* **What needs to be done**
Go through the listing below and gather every line with the word "styled".

* **Supplied data**
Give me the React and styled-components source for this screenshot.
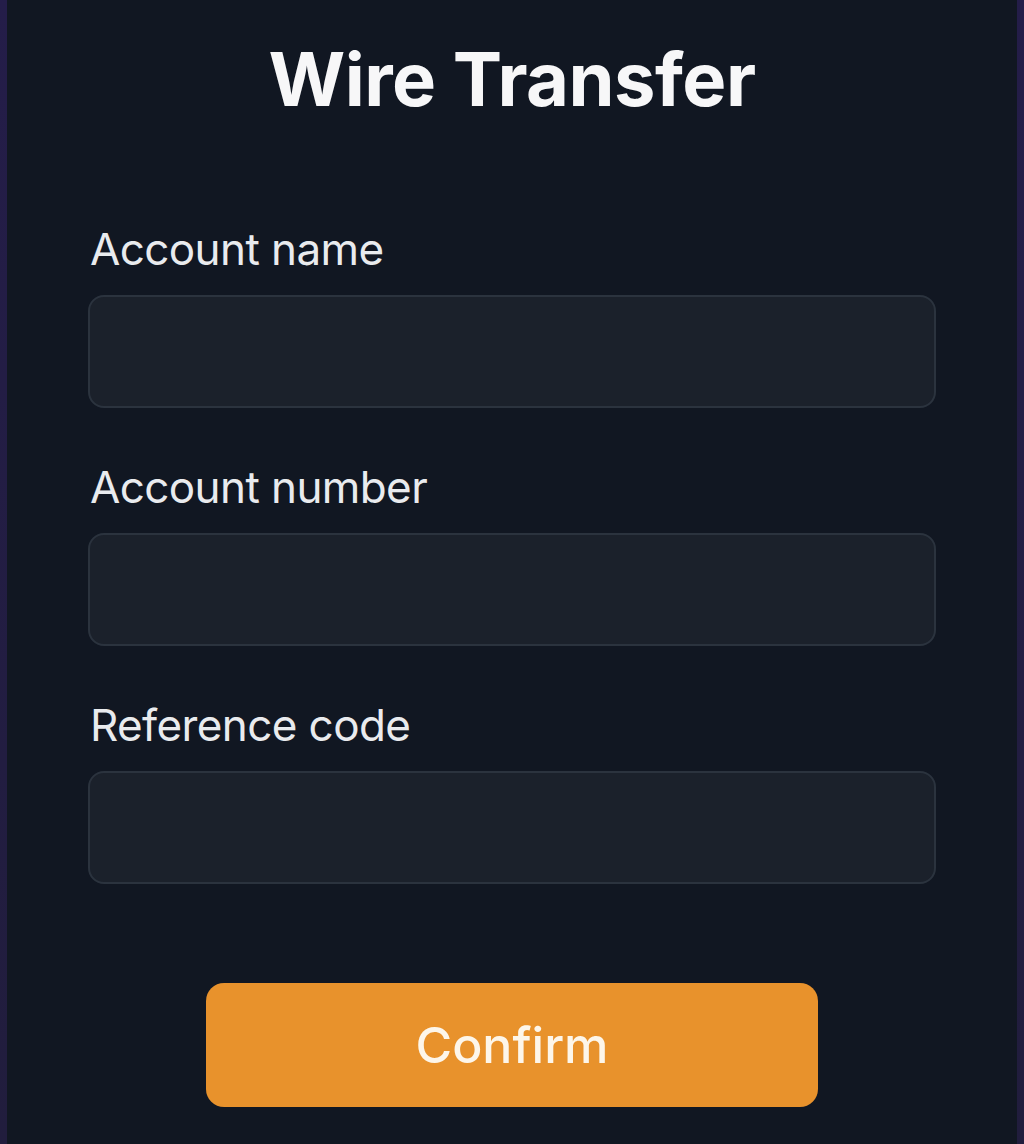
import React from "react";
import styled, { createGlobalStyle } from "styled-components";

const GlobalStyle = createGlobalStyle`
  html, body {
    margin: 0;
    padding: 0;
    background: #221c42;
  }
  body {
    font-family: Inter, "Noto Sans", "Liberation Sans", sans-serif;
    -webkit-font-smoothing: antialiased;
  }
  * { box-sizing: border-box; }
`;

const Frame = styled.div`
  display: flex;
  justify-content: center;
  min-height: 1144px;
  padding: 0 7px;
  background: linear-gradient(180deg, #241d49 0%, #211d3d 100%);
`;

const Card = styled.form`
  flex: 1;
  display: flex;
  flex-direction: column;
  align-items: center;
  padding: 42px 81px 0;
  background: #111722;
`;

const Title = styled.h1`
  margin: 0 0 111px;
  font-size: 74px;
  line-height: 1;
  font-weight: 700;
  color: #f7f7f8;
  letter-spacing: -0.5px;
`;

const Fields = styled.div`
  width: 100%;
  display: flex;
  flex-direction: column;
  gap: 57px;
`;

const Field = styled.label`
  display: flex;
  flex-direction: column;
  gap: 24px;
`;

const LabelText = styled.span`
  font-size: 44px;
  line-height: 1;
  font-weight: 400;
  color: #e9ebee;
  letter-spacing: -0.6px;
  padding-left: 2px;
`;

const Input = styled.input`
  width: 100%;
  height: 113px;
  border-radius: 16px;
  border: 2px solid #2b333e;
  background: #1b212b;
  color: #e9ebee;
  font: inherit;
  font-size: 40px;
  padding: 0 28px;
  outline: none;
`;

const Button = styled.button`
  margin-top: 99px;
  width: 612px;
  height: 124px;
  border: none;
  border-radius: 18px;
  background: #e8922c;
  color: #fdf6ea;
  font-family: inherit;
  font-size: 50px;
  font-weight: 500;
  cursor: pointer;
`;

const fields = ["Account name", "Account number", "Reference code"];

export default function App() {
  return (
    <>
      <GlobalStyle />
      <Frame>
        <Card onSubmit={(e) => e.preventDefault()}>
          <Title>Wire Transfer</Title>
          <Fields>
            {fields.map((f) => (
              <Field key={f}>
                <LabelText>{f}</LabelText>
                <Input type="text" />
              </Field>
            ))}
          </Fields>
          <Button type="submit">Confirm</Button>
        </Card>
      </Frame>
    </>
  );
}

* **Exercise result**
Give me the React and styled-components source for this screenshot.
import styled, { createGlobalStyle } from "styled-components";
const Frame = styled.div`
const Card = styled.form`
const Title = styled.h1`
const Fields = styled.div`
const Field = styled.label`
const LabelText = styled.span`
const Input = styled.input`
const Button = styled.button`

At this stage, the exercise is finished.